__TO BE DONE__. Provide nothing beyond the count of lines that include the string "TypeScript".

__Stored dataset items__.
-- START --
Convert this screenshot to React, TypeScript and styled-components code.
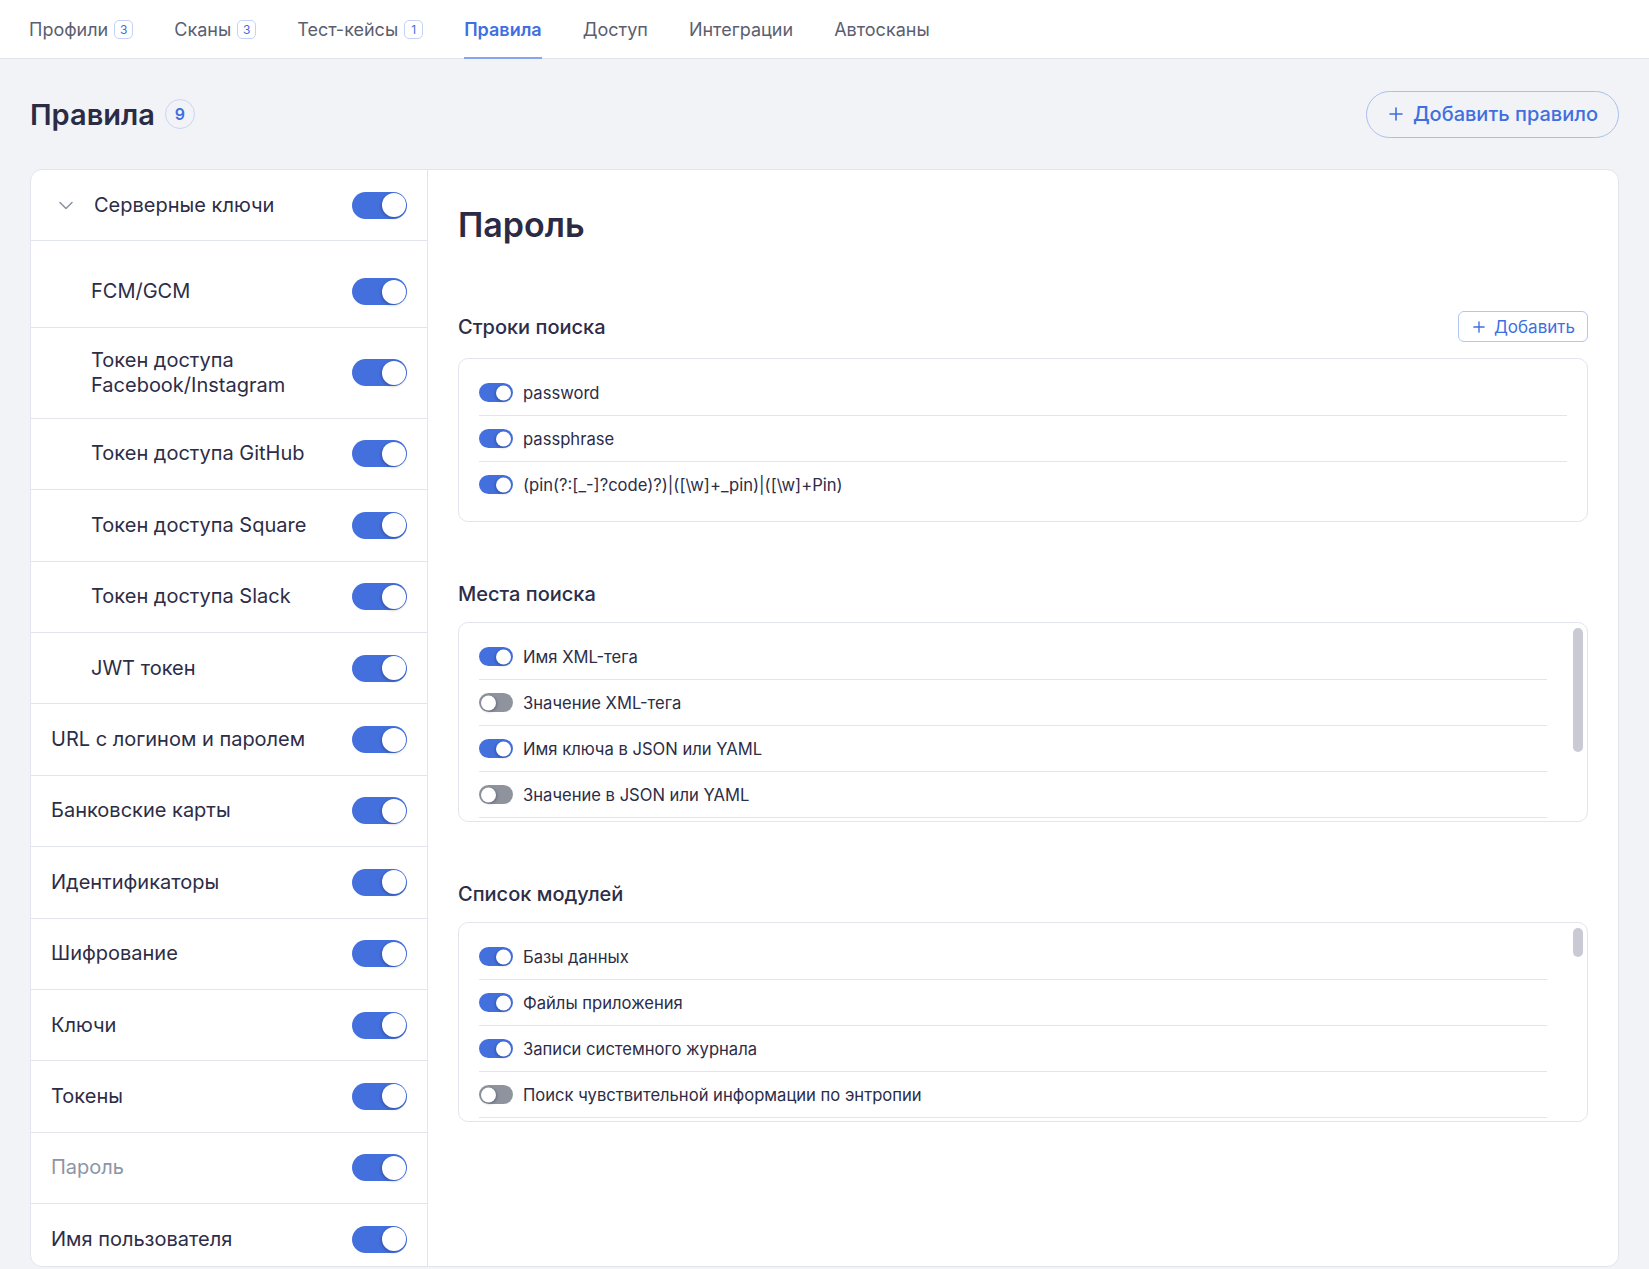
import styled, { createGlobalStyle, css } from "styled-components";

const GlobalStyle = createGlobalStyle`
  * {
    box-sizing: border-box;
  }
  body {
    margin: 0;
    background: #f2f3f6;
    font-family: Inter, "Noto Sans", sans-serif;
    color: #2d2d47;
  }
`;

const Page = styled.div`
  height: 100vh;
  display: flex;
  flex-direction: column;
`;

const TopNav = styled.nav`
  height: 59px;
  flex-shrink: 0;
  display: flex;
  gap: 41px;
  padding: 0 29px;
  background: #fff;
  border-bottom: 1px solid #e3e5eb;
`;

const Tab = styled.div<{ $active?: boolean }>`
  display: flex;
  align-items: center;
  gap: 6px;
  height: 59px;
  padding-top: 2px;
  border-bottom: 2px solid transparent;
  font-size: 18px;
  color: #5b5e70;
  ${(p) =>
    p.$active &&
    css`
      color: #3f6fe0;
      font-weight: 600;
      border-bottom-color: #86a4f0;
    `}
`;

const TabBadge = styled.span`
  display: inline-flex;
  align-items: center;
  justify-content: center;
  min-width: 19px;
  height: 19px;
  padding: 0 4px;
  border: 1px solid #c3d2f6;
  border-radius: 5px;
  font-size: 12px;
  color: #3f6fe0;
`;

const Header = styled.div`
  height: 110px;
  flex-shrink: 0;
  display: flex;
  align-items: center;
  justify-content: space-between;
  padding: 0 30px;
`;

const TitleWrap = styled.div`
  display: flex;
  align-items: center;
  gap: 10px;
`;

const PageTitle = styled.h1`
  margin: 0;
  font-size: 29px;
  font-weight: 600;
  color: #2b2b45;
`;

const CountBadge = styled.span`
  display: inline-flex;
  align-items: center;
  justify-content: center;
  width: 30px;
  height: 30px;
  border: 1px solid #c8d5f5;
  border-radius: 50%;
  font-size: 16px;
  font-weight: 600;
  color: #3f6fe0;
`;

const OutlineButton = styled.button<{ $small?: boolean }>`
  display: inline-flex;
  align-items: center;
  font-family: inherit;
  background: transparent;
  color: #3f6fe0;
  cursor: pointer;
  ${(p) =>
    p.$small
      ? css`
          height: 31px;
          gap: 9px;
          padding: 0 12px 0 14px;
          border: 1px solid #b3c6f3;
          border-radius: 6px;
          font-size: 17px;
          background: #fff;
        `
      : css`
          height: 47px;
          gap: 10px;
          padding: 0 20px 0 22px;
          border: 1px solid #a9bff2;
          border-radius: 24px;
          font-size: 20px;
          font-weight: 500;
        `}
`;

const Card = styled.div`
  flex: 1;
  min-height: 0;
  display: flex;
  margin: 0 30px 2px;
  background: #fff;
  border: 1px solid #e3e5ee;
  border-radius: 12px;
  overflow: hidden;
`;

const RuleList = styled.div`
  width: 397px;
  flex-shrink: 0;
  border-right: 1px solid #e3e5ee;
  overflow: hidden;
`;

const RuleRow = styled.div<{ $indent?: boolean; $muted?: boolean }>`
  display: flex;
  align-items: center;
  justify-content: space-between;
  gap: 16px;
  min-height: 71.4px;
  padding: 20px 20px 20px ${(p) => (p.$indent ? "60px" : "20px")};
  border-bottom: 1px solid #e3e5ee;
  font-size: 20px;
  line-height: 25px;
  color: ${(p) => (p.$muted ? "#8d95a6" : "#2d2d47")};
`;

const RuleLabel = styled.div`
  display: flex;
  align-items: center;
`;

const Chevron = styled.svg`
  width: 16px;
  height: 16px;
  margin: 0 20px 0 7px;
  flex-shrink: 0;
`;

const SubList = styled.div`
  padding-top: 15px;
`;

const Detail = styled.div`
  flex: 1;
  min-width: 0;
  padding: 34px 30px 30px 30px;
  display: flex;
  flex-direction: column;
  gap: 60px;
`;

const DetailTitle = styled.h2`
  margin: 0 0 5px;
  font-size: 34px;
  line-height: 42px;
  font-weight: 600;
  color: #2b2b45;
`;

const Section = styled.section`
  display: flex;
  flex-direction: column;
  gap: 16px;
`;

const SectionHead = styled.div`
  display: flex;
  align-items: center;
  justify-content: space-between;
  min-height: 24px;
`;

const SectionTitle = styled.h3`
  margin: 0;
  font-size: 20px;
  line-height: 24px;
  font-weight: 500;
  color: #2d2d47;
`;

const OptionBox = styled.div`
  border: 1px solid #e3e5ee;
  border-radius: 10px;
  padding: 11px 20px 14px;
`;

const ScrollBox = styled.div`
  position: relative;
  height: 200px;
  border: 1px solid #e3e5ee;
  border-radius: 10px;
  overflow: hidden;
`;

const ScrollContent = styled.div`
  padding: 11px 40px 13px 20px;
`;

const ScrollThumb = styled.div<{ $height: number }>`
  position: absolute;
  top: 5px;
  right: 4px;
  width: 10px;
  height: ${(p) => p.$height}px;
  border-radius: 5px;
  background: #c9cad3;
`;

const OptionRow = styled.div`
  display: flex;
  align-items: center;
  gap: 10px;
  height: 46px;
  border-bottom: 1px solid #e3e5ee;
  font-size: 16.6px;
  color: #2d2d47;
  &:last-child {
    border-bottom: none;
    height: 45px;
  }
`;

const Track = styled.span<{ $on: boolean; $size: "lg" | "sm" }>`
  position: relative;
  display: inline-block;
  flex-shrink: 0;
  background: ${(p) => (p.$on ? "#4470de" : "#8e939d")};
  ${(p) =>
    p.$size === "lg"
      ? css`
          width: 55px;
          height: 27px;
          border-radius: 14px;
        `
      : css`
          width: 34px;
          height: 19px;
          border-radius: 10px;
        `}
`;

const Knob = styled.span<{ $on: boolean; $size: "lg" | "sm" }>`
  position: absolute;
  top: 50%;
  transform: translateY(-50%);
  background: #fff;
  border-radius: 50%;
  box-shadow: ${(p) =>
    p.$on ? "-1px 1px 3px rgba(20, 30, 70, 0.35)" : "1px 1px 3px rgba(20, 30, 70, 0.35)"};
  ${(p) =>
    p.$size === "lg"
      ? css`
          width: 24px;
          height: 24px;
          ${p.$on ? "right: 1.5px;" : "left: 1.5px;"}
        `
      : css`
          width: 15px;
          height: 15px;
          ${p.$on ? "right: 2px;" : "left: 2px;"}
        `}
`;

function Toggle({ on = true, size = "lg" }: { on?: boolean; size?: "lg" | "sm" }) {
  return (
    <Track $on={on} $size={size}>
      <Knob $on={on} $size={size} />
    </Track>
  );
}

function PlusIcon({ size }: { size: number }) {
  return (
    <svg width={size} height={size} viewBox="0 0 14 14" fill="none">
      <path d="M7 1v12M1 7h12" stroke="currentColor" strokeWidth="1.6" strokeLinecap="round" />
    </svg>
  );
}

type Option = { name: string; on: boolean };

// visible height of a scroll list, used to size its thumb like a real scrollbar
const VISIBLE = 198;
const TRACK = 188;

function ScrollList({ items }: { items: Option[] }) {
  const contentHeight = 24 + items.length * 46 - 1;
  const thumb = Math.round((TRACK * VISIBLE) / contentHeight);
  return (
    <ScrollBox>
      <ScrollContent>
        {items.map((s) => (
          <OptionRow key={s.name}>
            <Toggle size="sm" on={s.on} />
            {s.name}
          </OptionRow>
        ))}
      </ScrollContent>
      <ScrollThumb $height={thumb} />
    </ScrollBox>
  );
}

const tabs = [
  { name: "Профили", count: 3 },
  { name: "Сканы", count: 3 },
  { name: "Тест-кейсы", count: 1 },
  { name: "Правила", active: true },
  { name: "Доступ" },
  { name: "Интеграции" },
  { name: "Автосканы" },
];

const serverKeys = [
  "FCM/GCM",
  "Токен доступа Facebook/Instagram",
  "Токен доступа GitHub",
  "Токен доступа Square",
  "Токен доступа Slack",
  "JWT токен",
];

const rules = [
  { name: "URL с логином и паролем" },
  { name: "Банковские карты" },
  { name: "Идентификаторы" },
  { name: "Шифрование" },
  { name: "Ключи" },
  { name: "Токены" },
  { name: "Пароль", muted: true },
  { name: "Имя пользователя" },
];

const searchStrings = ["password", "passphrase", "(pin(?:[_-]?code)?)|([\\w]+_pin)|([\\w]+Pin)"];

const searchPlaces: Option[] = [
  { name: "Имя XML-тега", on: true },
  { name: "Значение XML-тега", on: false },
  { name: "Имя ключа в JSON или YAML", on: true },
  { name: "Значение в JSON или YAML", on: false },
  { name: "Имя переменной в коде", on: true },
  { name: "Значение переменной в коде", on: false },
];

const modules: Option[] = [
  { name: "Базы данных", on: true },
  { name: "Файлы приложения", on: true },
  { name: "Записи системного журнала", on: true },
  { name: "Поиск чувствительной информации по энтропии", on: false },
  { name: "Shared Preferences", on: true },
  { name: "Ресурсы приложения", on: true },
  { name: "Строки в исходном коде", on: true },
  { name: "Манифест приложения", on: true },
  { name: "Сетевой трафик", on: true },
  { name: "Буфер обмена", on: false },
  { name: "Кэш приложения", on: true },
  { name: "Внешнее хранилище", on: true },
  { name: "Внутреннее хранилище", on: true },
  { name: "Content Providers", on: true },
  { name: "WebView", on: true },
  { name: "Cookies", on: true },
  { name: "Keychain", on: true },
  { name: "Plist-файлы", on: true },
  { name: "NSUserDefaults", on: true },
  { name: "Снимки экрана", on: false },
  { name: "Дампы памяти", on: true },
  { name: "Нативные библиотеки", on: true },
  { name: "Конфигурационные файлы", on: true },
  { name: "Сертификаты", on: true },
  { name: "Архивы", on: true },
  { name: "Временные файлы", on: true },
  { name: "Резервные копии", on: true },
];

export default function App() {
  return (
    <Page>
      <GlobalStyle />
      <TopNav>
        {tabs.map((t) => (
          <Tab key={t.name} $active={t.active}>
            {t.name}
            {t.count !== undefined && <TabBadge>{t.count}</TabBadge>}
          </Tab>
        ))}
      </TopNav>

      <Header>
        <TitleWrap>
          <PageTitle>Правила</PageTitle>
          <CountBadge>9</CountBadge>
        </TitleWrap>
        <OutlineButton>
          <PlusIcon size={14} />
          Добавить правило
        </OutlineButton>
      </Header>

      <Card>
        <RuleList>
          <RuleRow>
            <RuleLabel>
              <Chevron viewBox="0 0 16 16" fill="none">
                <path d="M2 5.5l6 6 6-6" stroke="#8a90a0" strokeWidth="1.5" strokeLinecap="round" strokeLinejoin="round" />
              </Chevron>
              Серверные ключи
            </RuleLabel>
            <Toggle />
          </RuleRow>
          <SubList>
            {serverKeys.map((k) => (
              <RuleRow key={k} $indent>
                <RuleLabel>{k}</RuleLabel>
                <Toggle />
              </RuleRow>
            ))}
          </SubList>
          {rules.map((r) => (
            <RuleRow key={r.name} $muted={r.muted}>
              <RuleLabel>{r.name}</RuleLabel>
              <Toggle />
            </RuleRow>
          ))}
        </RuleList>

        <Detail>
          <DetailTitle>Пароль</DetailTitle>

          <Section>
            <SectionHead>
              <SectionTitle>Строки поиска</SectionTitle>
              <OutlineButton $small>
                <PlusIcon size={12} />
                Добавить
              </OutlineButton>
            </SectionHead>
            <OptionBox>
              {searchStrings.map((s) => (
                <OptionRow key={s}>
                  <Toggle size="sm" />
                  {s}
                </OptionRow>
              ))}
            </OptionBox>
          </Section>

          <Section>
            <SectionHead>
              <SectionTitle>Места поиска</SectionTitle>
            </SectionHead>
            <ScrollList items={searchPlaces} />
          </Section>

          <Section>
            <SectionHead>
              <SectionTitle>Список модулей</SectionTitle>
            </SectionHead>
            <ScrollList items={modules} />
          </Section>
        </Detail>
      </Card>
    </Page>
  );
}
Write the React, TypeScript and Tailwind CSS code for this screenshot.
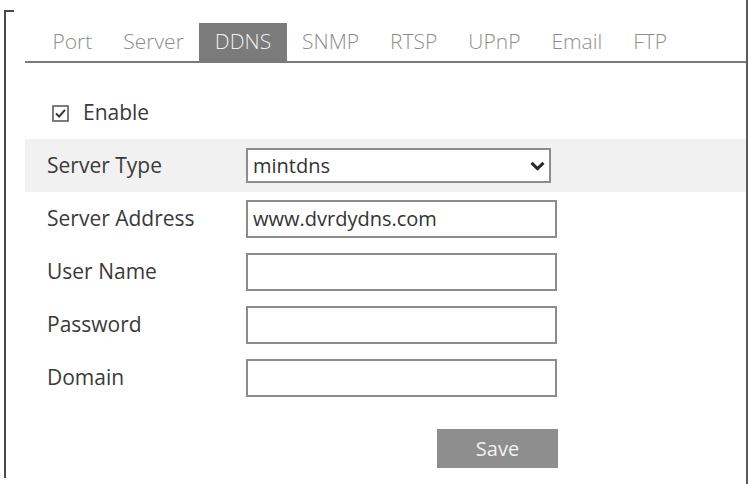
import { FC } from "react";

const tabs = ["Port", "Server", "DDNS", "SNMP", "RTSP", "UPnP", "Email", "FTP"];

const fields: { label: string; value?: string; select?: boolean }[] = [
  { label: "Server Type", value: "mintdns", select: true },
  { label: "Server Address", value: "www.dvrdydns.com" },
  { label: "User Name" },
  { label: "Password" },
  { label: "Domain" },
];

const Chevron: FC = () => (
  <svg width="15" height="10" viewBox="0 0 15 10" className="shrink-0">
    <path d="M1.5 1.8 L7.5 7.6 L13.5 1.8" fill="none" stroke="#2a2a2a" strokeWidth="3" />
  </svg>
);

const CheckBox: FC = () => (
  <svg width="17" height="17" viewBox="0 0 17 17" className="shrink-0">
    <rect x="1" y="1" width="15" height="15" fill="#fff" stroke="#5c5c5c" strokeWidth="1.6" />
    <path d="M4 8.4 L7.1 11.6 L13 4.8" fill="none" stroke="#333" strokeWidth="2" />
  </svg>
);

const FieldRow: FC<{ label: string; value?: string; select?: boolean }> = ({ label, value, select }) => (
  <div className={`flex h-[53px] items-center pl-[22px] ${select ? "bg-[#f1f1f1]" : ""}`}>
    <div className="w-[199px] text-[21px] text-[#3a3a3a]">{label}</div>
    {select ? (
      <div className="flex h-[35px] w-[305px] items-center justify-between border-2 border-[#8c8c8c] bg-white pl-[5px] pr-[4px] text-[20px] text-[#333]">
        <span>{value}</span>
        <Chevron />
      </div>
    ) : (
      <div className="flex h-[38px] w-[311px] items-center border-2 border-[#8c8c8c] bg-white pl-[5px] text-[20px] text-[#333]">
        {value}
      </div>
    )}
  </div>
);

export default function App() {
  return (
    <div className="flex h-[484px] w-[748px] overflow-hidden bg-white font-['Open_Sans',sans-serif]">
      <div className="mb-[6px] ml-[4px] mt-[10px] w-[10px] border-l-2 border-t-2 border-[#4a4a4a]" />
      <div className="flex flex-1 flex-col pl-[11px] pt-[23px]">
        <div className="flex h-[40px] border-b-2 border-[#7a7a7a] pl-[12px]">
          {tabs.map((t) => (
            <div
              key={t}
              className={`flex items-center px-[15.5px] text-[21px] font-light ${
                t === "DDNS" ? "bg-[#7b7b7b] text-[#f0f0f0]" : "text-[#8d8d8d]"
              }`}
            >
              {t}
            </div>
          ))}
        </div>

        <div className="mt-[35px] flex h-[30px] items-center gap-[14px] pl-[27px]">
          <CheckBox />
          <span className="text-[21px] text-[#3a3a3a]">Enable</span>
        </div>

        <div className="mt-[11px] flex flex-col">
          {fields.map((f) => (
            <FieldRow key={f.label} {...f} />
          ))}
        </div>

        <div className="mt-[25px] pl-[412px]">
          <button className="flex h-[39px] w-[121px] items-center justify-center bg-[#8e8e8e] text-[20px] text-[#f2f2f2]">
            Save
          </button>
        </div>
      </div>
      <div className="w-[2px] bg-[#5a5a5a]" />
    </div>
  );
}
-- END --
__EXPECTED ANSWER__. 2